Boundary adaptive synchronization of networked PDEs with adaptive parameter estimators

This work considers the synchronization control of networked PDEs that have boundary observation and control. The PDEs are assumed identical, with information exchange dictated by a complete directed graph. Parametric uncertainties entering in the boundary, result in structured perturbation terms that may render the open loop system unstable. Additionally constant disturbance terms entering at the boundary are impeding state regulation. To address these parametric uncertainties, a precompensator is utilized to stabilize each networked PDE. Another component of the controller provides an on-line cancellation of the parametric uncertainties by attempting to cancel them through their adaptive estimate, and to attenuate the effects of boundary disturbances, their adaptive estimates are utilized in the controller.

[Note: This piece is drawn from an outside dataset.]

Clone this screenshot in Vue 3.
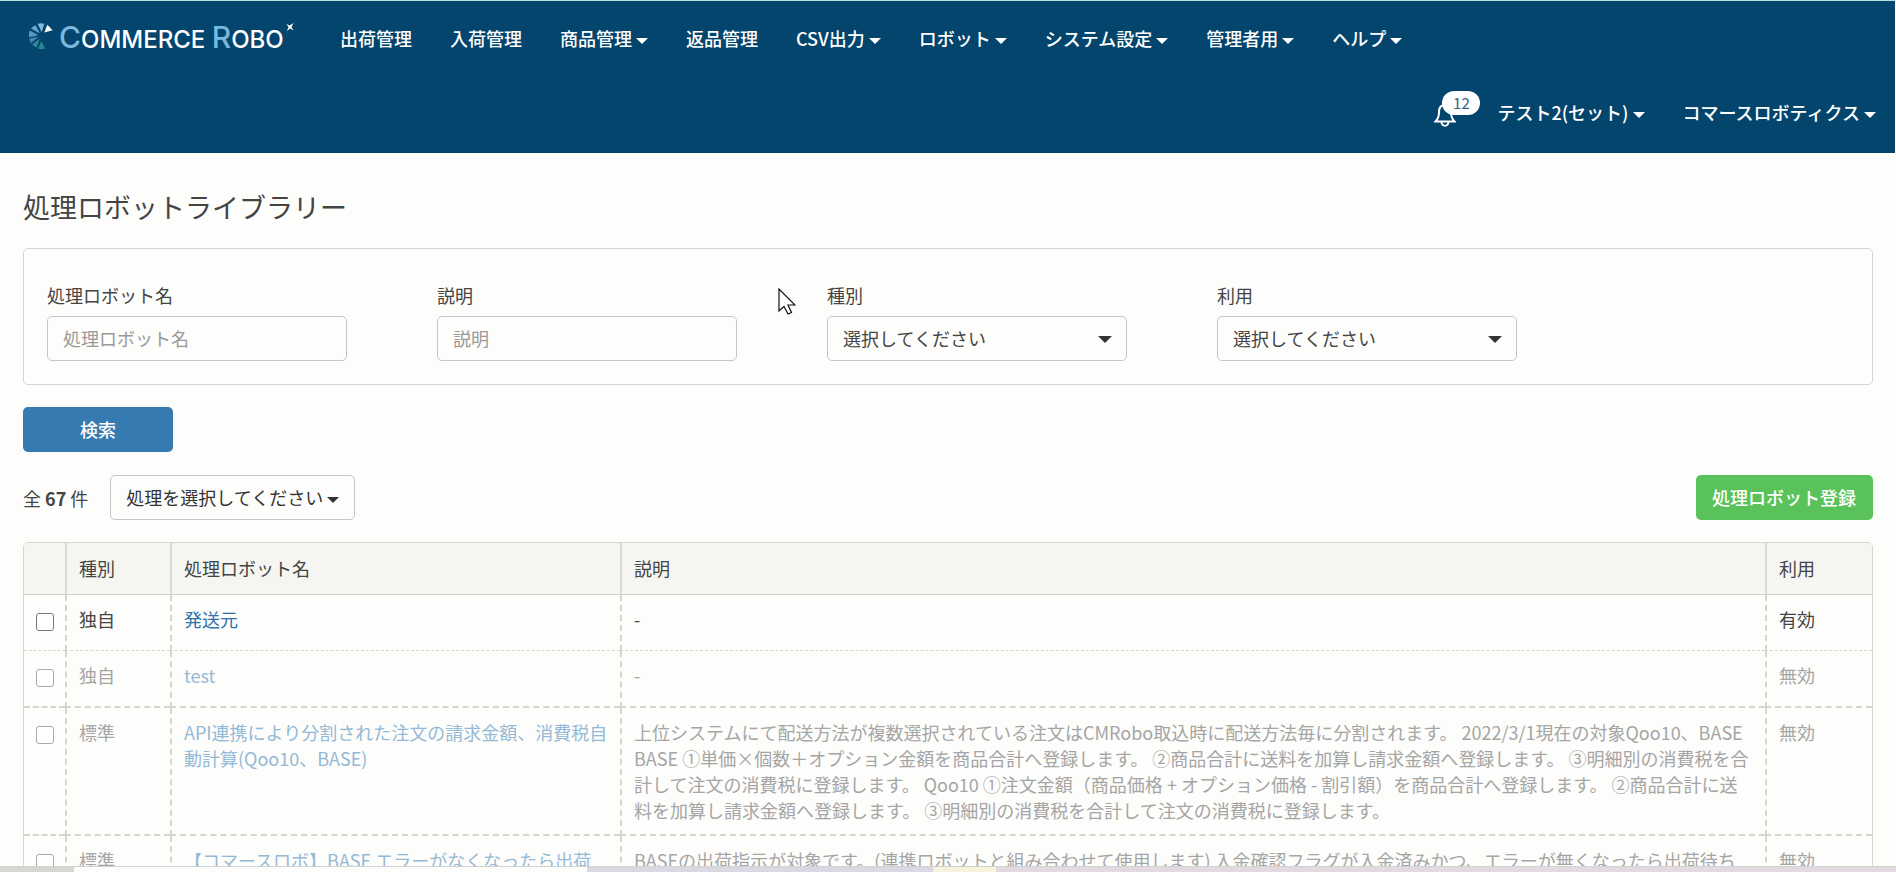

To provide a robustness in the adaptive estimation of the parametric uncertainties and the boundary disturbances, the standard adaptive laws are complemented with a consensus protocol term that penalizes the pairwise disagreement of the adaptive estimates. Finally, to enforce synchronization of all networked PDEs, a synchronization controller is included which utilizes only the outputs of all communicating PDE systems weighted by adaptive synchronization gains. These gains, derived from Lyapunov redesign methods, include a consensus term for added robustness and to enforce convergence. Simulation studies of five networked diffusion PDEs with boundary observation and control are included.